More plaudits came Whitlow's when his 2 goals in a 3–0 victory over Swansea in the South Wales Senior Cup was described as being "a revelation for its quality to 5,000 spectators. It was a triumph of leadership on the part of Fred Whitlow, who got two of the goals, and presented the opportunity for half a dozen more." It was Barry's first Senior Cup victory in a decade.

More successes came in the 1936–37 season, where Whitlow would score 22 Southern League and Cup goals in 21 appearances, and 27 goals in just 16 Welsh League appearances. Re-kindling his old Charlton Athletic and Exeter City hat-trick scoring exploits, Whitlow banged in 6 hat-tricks – equalling Dai Ward's record of a decade previously, and setting a bar that stood firm for a full 40 years until Clive Ayres scored 10 hat-tricks for Barry in the 1976–77 season.

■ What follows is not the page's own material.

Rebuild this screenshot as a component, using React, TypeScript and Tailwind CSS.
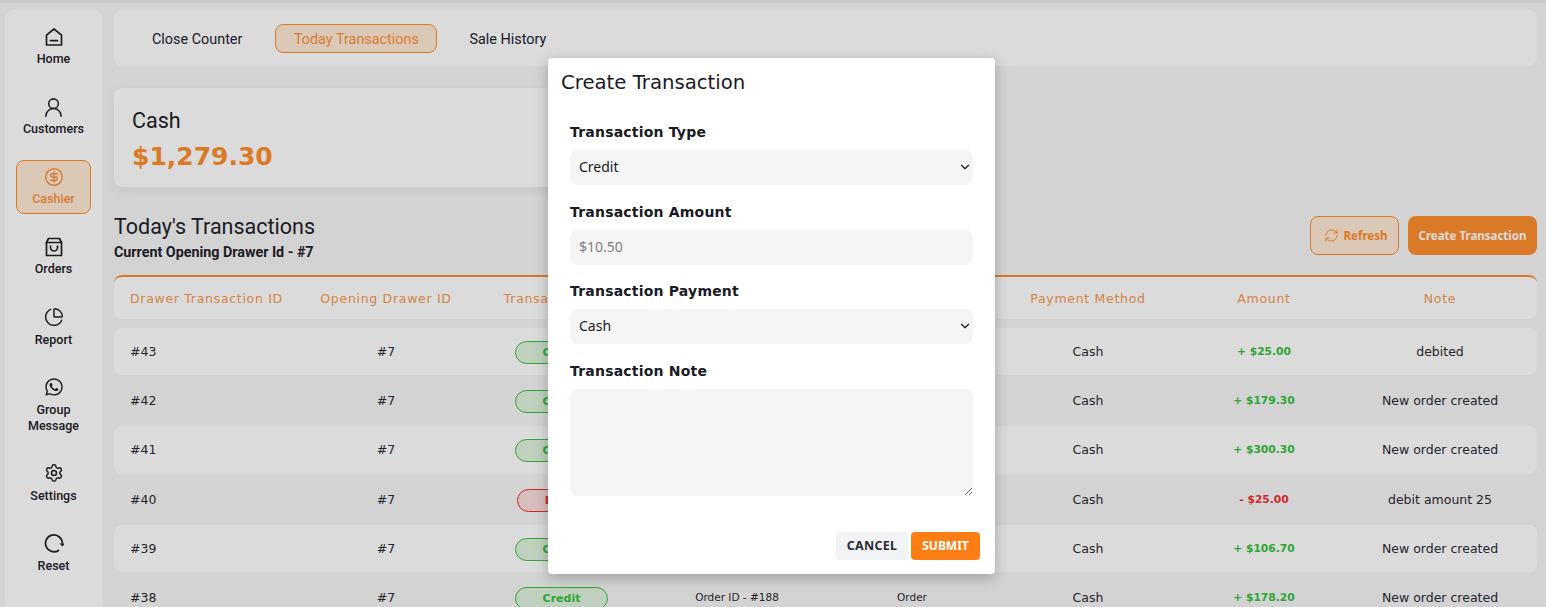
import { UserRound, CircleDollarSign, ChartPie, Settings, RefreshCw, ChevronDown } from "lucide-react";
import { FaWhatsapp } from "react-icons/fa";

const HomeIcon = () => (
  <svg width="20" height="20" viewBox="0 0 20 20" fill="none" stroke="currentColor" strokeWidth="1.7" strokeLinejoin="round" strokeLinecap="round">
    <path d="M2.5 8.2 10 2l7.5 6.2V18h-15z" />
    <path d="M6.5 13.6h7" />
  </svg>
);

const BagIcon = () => (
  <svg width="20" height="20" viewBox="0 0 20 20" fill="none" stroke="currentColor" strokeWidth="1.7" strokeLinejoin="round" strokeLinecap="round">
    <path d="M4.5 1.5h11l2 4V18.5h-15V5.5z" />
    <path d="M2.5 5.5h15" />
    <path d="M6.5 9v1.5a3.5 3.5 0 0 0 7 0V9" />
  </svg>
);

const ResetIcon = () => (
  <svg width="20" height="20" viewBox="0 0 20 20" fill="none" stroke="currentColor" strokeWidth="1.8" strokeLinecap="round">
    <path d="M14.5 17.4A8.4 8.4 0 1 1 18.3 9.4" />
    <path d="M15.7 10.2h5l-2.5 3.6z" fill="currentColor" stroke="none" />
  </svg>
);

const NAV = [
  { label: "Home", icon: <HomeIcon /> },
  { label: "Customers", icon: <UserRound size={23} strokeWidth={1.6} /> },
  { label: "Cashier", icon: <CircleDollarSign size={20} strokeWidth={1.8} />, active: true },
  { label: "Orders", icon: <BagIcon /> },
  { label: "Report", icon: <ChartPie size={20} strokeWidth={1.8} /> },
  { label: "Group Message", icon: <FaWhatsapp size={20} /> },
  { label: "Settings", icon: <Settings size={20} strokeWidth={1.8} /> },
  { label: "Reset", icon: <ResetIcon /> },
];

const ROWS = [
  { id: "#43", type: "Credit", source: "", by: "", amount: "+ $25.00", note: "debited", h: "h-[47px]" },
  { id: "#42", type: "Credit", source: "", by: "", amount: "+ $179.30", note: "New order created", h: "h-[51px]" },
  { id: "#41", type: "Credit", source: "", by: "", amount: "+ $300.30", note: "New order created", h: "h-[48px]" },
  { id: "#40", type: "Debit", source: "", by: "", amount: "- $25.00", note: "debit amount 25", h: "h-[51px]" },
  { id: "#39", type: "Credit", source: "", by: "", amount: "+ $106.70", note: "New order created", h: "h-[47px]" },
  { id: "#38", type: "Credit", source: "Order ID - #188", by: "Order", amount: "+ $178.20", note: "New order created", h: "h-[51px]" },
];

const dejavu = "font-['DejaVu_Sans',sans-serif]";
const cols = "grid grid-cols-[176px_192px_159px_192px_158px_194px_158px_194px] items-center text-center";

const Field = ({ label, children }: { label: string; children: React.ReactNode }) => (
  <div className="mb-[16.7px]">
    <label className={`block text-[14px] leading-[20px] font-bold text-[#1a1a24] tracking-[0.2px] mb-[8px] ${dejavu}`}>{label}</label>
    {children}
  </div>
);

const Select = ({ options }: { options: string[] }) => (
  <div className="relative">
    <select className="block w-full h-[35px] appearance-none rounded-lg bg-[#f5f5f5] pl-[9px] pr-[2px] pb-[2px] text-[14px] text-[#1a1a24] font-['Noto_Sans',sans-serif]">
      {options.map((o) => (
        <option key={o}>{o}</option>
      ))}
    </select>
    <ChevronDown size={14} strokeWidth={2} className="absolute right-[1px] top-[10px] text-[#1a1a24]" />
  </div>
);

export default function App() {
  return (
    <div className="relative h-[607px] w-[1546px] overflow-hidden bg-[#f6f6f6] font-['Roboto',sans-serif]">
      <div className="flex h-full pt-[10px] pl-[5px] border-t-[3px] border-[#ececec]">
        <aside className="w-[97px] shrink-0 h-[700px] -mt-[3px] rounded-t-lg bg-white flex flex-col items-center pt-[17px]">
          {NAV.map((n) => (
            <div
              key={n.label}
              className={`w-[75px] flex flex-col items-center text-center text-[12.5px] leading-4 font-medium ${n.label === "Group Message" ? "h-[86px]" : "h-[70px]"} ${n.active ? "!h-[54px] -mt-[7px] mb-[23px] pt-[6px] rounded-lg border border-[#ff8e2d] bg-[#ffe9d4] text-[#fb9440]" : "text-[#22222c]"}`}
            >
              <span className="h-5 flex items-center">{n.icon}</span>
              <span className={n.label === "Home" || n.label === "Customers" || n.label === "Cashier" || n.label === "Orders" ? "mt-[4px]" : "mt-[5px]"}>{n.label}</span>
            </div>
          ))}
        </aside>
        <main className="flex-1 pl-[12px] pr-[9px] min-w-0">
          <div className="h-[56px] rounded-lg bg-white flex items-center pl-[20px] gap-[15px] text-[14.4px] text-[#22222c] -mt-[3px]">
            <span className="px-[18px] pt-[3px]">Close Counter</span>
            <span className="px-[17.5px] pt-[3px] h-[29px] flex items-center rounded-lg border border-[#ff8e2d] bg-[#ffe9d4] text-[#fb9440]">Today Transactions</span>
            <span className="px-[17px] pt-[3px]">Sale History</span>
          </div>
          <div className="mt-[22px] h-[99px] w-[500px] rounded-lg bg-white shadow-[0_4px_12px_rgba(0,0,0,0.06)] px-[18px] pt-[19px]">
            <div className="text-[21.5px] leading-[28px] text-[#22222c]">Cash</div>
            <div className={`mt-[6px] text-[25px] leading-[32px] font-bold text-[#ff8e2d] ${dejavu}`}>$1,279.30</div>
          </div>
          <div className="mt-[26px] flex items-start justify-between">
            <div>
              <h2 className="text-[21.5px] leading-[28px] text-[#22222c]">Today's Transactions</h2>
              <div className="text-[14.3px] leading-[22px] font-bold text-[#22222c]">Current Opening Drawer Id - #7</div>
            </div>
            <div className="flex gap-[9px] mt-[3px] font-['Noto_Sans',sans-serif] text-[11.5px] font-bold">
              <button className="h-[39px] w-[89px] flex items-center justify-center gap-[5px] pl-[2px] rounded-lg border border-[#ff8e2d] bg-[#ffe9d4] text-[#ff8e2d]">
                <RefreshCw size={15} strokeWidth={1.6} />
                Refresh
              </button>
              <button className="h-[39px] w-[129px] rounded-lg bg-[#ff8e2d] text-white">Create Transaction</button>
            </div>
          </div>
          <div className={`mt-[12px] ${dejavu}`}>
            <div className={`${cols} h-[44px] pt-[2px] rounded-lg border-t-2 border-[#ff8e2d] bg-white text-[12.5px] tracking-[0.7px] text-[#f99a4f]`}>
              <span className="text-left pl-[16px] whitespace-nowrap">Drawer Transaction ID</span>
              <span>Opening Drawer ID</span>
              <span>Transaction Type</span>
              <span>Source</span>
              <span>Transaction By</span>
              <span>Payment Method</span>
              <span>Amount</span>
              <span>Note</span>
            </div>
            <div className="mt-[9px]">
              {ROWS.map((r, i) => (
                <div key={r.id} className={`${cols} ${r.h} pt-[1px] text-[12.5px] text-[#2b2b33] ${i % 2 === 0 ? "rounded-lg bg-white" : ""}`}>
                  <span className="text-left pl-[16px]">{r.id}</span>
                  <span>#7</span>
                  <span className="flex justify-center">
                    <span className={`${r.type === "Credit" ? "w-[93px] border-[#36c03f] bg-[#dff3df] text-[#36c03f]" : "w-[89px] border-[#f03030] bg-[#fbdcdc] text-[#f03030]"} h-[23px] rounded-full border text-[11px] leading-[21px] font-bold`}>{r.type}</span>
                  </span>
                  <span className="text-[10.5px]">{r.source}</span>
                  <span className="text-[10.5px]">{r.by}</span>
                  <span>Cash</span>
                  <span className={`text-[10.7px] font-bold ${r.type === "Credit" ? "text-[#36c03f]" : "text-[#f03030]"}`}>{r.amount}</span>
                  <span>{r.note}</span>
                </div>
              ))}
            </div>
          </div>
        </main>
      </div>

      {/* modal */}
      <div className="absolute inset-0 bg-black/[0.14]" />
      <div className={`absolute left-[548px] top-[58px] w-[447px] h-[516px] rounded bg-white shadow-[0_4px_14px_rgba(0,0,0,0.25)] ${dejavu}`}>
        <h3 className="pl-[13px] pt-[13px] text-[19.7px] leading-[24px] text-[#1a1a24]">Create Transaction</h3>
        <div className="px-[22px] pt-[27px]">
          <Field label="Transaction Type">
            <Select options={["Credit", "Debit"]} />
          </Field>
          <Field label="Transaction Amount">
            <input placeholder="$10.50" className="block w-full h-[35px] rounded-lg bg-[#f5f5f5] px-[9px] pb-[2px] text-[14px] placeholder:text-[#808080] font-['Noto_Sans',sans-serif]" />
          </Field>
          <Field label="Transaction Payment">
            <Select options={["Cash"]} />
          </Field>
          <Field label="Transaction Note">
            <textarea className="block w-full h-[107px] rounded-lg bg-[#f5f5f5] px-[9px] py-2 text-[14px]" />
          </Field>
        </div>
        <div className="absolute right-[15px] bottom-[14px] flex gap-[3px] font-['Noto_Sans',sans-serif] text-[12.5px] font-bold tracking-[0.3px]">
          <button className="h-[28px] w-[72px] rounded bg-[#f1f3f5] text-[#2b2b33]">CANCEL</button>
          <button className="h-[28px] w-[69px] rounded bg-[#fd7e14] text-white text-[12px] tracking-normal">SUBMIT</button>
        </div>
      </div>
    </div>
  );
}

In total, Fred Whitlow's return to Barry had resulted in 100 goals in just two seasons. The 1936–37 season also saw Barry Town's greatest Welsh Cup exploits to that point. After a 3–1 deficit to Aberaman in the 5th Round was clawed back to a 4–3 victory by full-time, with a goal from Whitlow, a full strength Cardiff City were beaten at Jenner Park in the 6th Round in front of over 5,000 supporters. Whitlow even grabbed a goal in the famous 3–1 victory. Whitlow took a knock at Exeter in the following league match, which resulted in him missing the Welsh Cup Quarter-final victory over Kidderminster Harriers.

==Retirement==

Barry Town were through to their first Welsh Cup Semi-final, and Crewe Alexandra would be the opponents. Whitlow, however, had decided to call it a day. Citing personal and business reasons, Whitlow had decided on retirement at 33, missing Barry's biggest ever match in the process, a match they would go on to lose. For the fans, it was somewhat of a shock, many only finding out when the teams ran out onto the Ninian Park pitch for the semi-final tie.

Concentrating on his grocery shop business on Barry Island, Whitlow later returned to his birthplace of Bristol, where he died on 6 January 1978, aged 74. Between his days at Charlton, Exeter and Barry, Fred Whitlow scored just about 250 goals in as many appearances.